THE PROBLEM:
No images are to be carried over; print all other material exactly as it stands.

DATA SECTION:
## Start
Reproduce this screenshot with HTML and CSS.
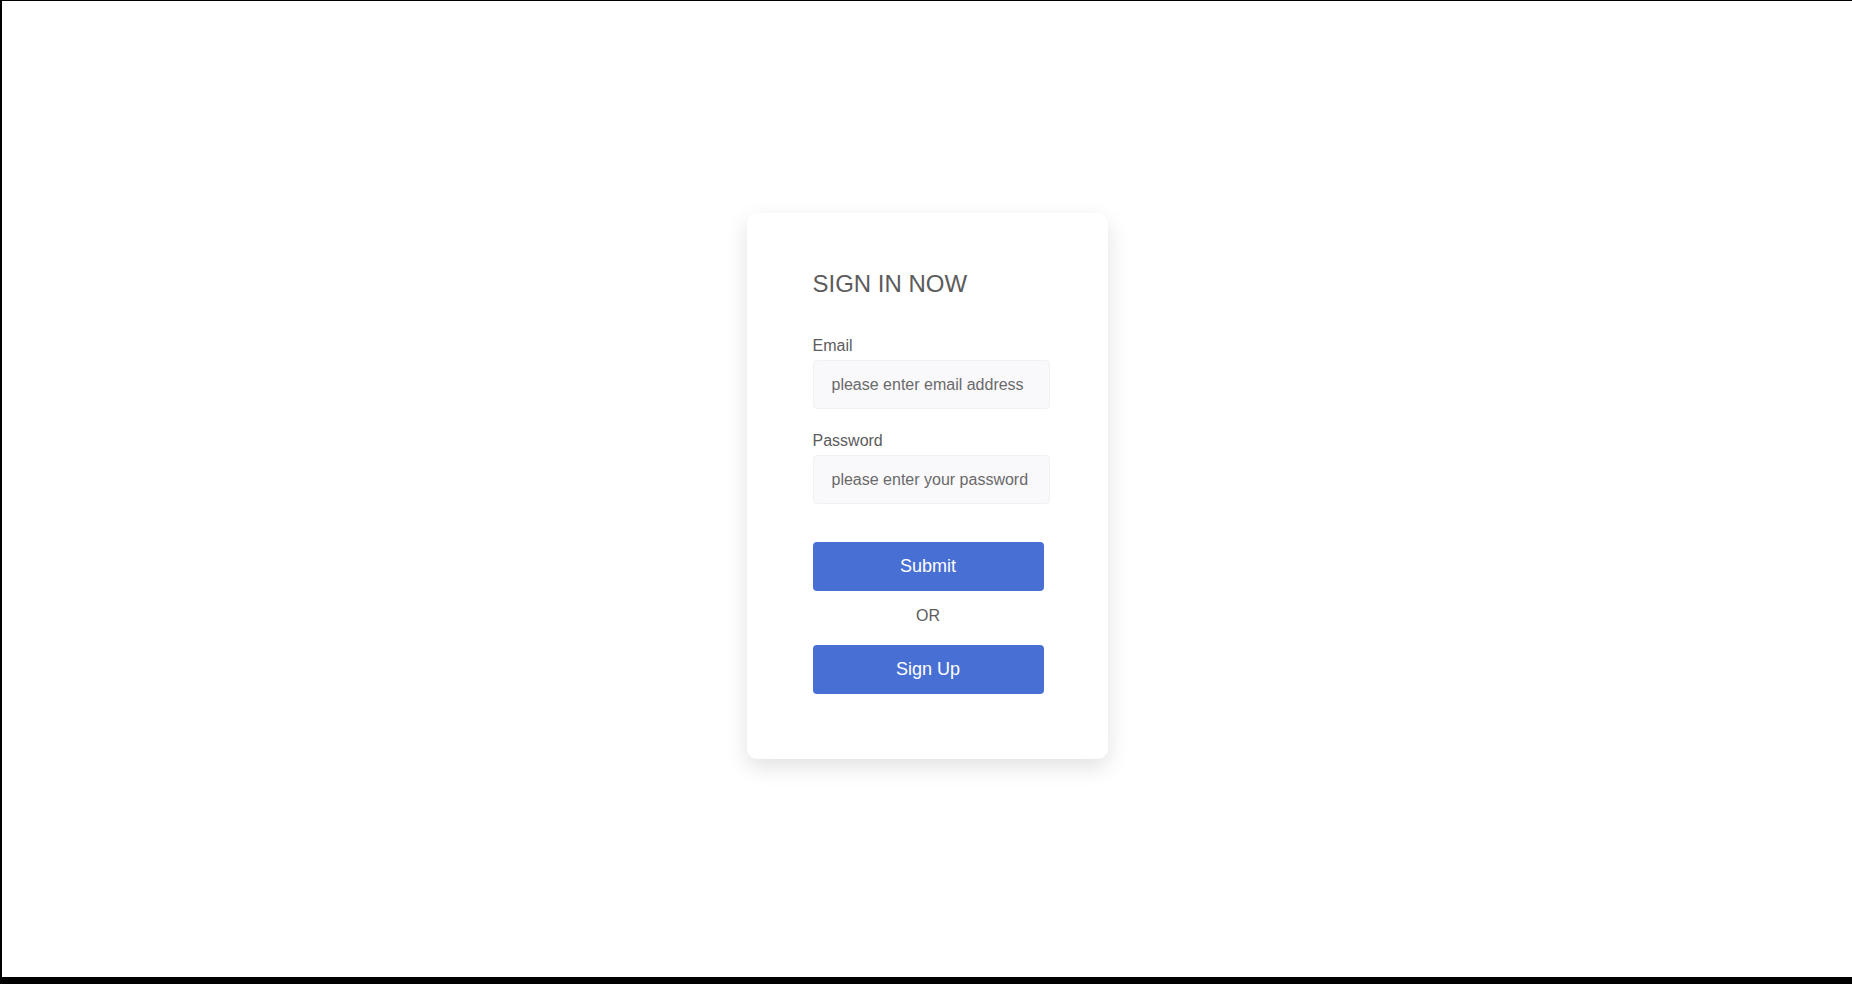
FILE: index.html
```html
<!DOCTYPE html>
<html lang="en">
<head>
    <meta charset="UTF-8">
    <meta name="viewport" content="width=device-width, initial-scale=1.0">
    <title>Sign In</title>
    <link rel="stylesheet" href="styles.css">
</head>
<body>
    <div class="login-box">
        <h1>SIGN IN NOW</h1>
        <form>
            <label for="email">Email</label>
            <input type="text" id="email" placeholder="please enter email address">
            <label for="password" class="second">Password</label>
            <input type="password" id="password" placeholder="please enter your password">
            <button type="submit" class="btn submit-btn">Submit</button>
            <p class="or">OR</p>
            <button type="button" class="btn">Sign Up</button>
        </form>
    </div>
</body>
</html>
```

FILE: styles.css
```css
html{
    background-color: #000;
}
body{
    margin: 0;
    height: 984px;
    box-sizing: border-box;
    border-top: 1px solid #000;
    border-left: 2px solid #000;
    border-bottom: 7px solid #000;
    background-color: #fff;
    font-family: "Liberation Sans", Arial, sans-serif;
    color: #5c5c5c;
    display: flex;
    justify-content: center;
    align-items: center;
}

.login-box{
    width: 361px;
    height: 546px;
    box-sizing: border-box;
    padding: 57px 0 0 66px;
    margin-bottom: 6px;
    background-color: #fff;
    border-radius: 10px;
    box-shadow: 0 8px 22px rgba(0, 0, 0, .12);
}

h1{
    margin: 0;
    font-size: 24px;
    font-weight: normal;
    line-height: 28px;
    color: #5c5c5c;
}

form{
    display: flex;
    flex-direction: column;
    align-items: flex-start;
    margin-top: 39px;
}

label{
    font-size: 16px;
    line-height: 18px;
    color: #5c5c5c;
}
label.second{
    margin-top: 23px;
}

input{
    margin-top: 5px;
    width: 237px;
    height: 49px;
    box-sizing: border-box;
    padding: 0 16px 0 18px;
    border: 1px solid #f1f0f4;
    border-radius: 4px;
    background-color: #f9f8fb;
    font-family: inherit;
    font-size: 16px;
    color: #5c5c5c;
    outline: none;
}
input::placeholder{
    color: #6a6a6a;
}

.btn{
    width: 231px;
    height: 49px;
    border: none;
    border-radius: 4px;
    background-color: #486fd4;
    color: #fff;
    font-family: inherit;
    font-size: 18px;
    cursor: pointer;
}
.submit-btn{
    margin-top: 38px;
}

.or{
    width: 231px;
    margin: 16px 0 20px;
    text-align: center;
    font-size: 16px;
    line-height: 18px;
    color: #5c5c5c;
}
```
## End
ANSWER TO THE PROBLEM:
Reproduce this screenshot with HTML and CSS.
FILE: index.html
```html
<!DOCTYPE html>
<html lang="en">
<head>
    <meta charset="UTF-8">
    <meta name="viewport" content="width=device-width, initial-scale=1.0">
    <title>Sign In</title>
    <link rel="stylesheet" href="styles.css">
</head>
<body>
    <div class="login-box">
        <h1>SIGN IN NOW</h1>
        <form>
            <label for="email">Email</label>
            <input type="text" id="email" placeholder="please enter email address">
            <label for="password" class="second">Password</label>
            <input type="password" id="password" placeholder="please enter your password">
            <button type="submit" class="btn submit-btn">Submit</button>
            <p class="or">OR</p>
            <button type="button" class="btn">Sign Up</button>
        </form>
    </div>
</body>
</html>
```

FILE: styles.css
```css
html{
    background-color: #000;
}
body{
    margin: 0;
    height: 984px;
    box-sizing: border-box;
    border-top: 1px solid #000;
    border-left: 2px solid #000;
    border-bottom: 7px solid #000;
    background-color: #fff;
    font-family: "Liberation Sans", Arial, sans-serif;
    color: #5c5c5c;
    display: flex;
    justify-content: center;
    align-items: center;
}

.login-box{
    width: 361px;
    height: 546px;
    box-sizing: border-box;
    padding: 57px 0 0 66px;
    margin-bottom: 6px;
    background-color: #fff;
    border-radius: 10px;
    box-shadow: 0 8px 22px rgba(0, 0, 0, .12);
}

h1{
    margin: 0;
    font-size: 24px;
    font-weight: normal;
    line-height: 28px;
    color: #5c5c5c;
}

form{
    display: flex;
    flex-direction: column;
    align-items: flex-start;
    margin-top: 39px;
}

label{
    font-size: 16px;
    line-height: 18px;
    color: #5c5c5c;
}
label.second{
    margin-top: 23px;
}

input{
    margin-top: 5px;
    width: 237px;
    height: 49px;
    box-sizing: border-box;
    padding: 0 16px 0 18px;
    border: 1px solid #f1f0f4;
    border-radius: 4px;
    background-color: #f9f8fb;
    font-family: inherit;
    font-size: 16px;
    color: #5c5c5c;
    outline: none;
}
input::placeholder{
    color: #6a6a6a;
}

.btn{
    width: 231px;
    height: 49px;
    border: none;
    border-radius: 4px;
    background-color: #486fd4;
    color: #fff;
    font-family: inherit;
    font-size: 18px;
    cursor: pointer;
}
.submit-btn{
    margin-top: 38px;
}

.or{
    width: 231px;
    margin: 16px 0 20px;
    text-align: center;
    font-size: 16px;
    line-height: 18px;
    color: #5c5c5c;
}
```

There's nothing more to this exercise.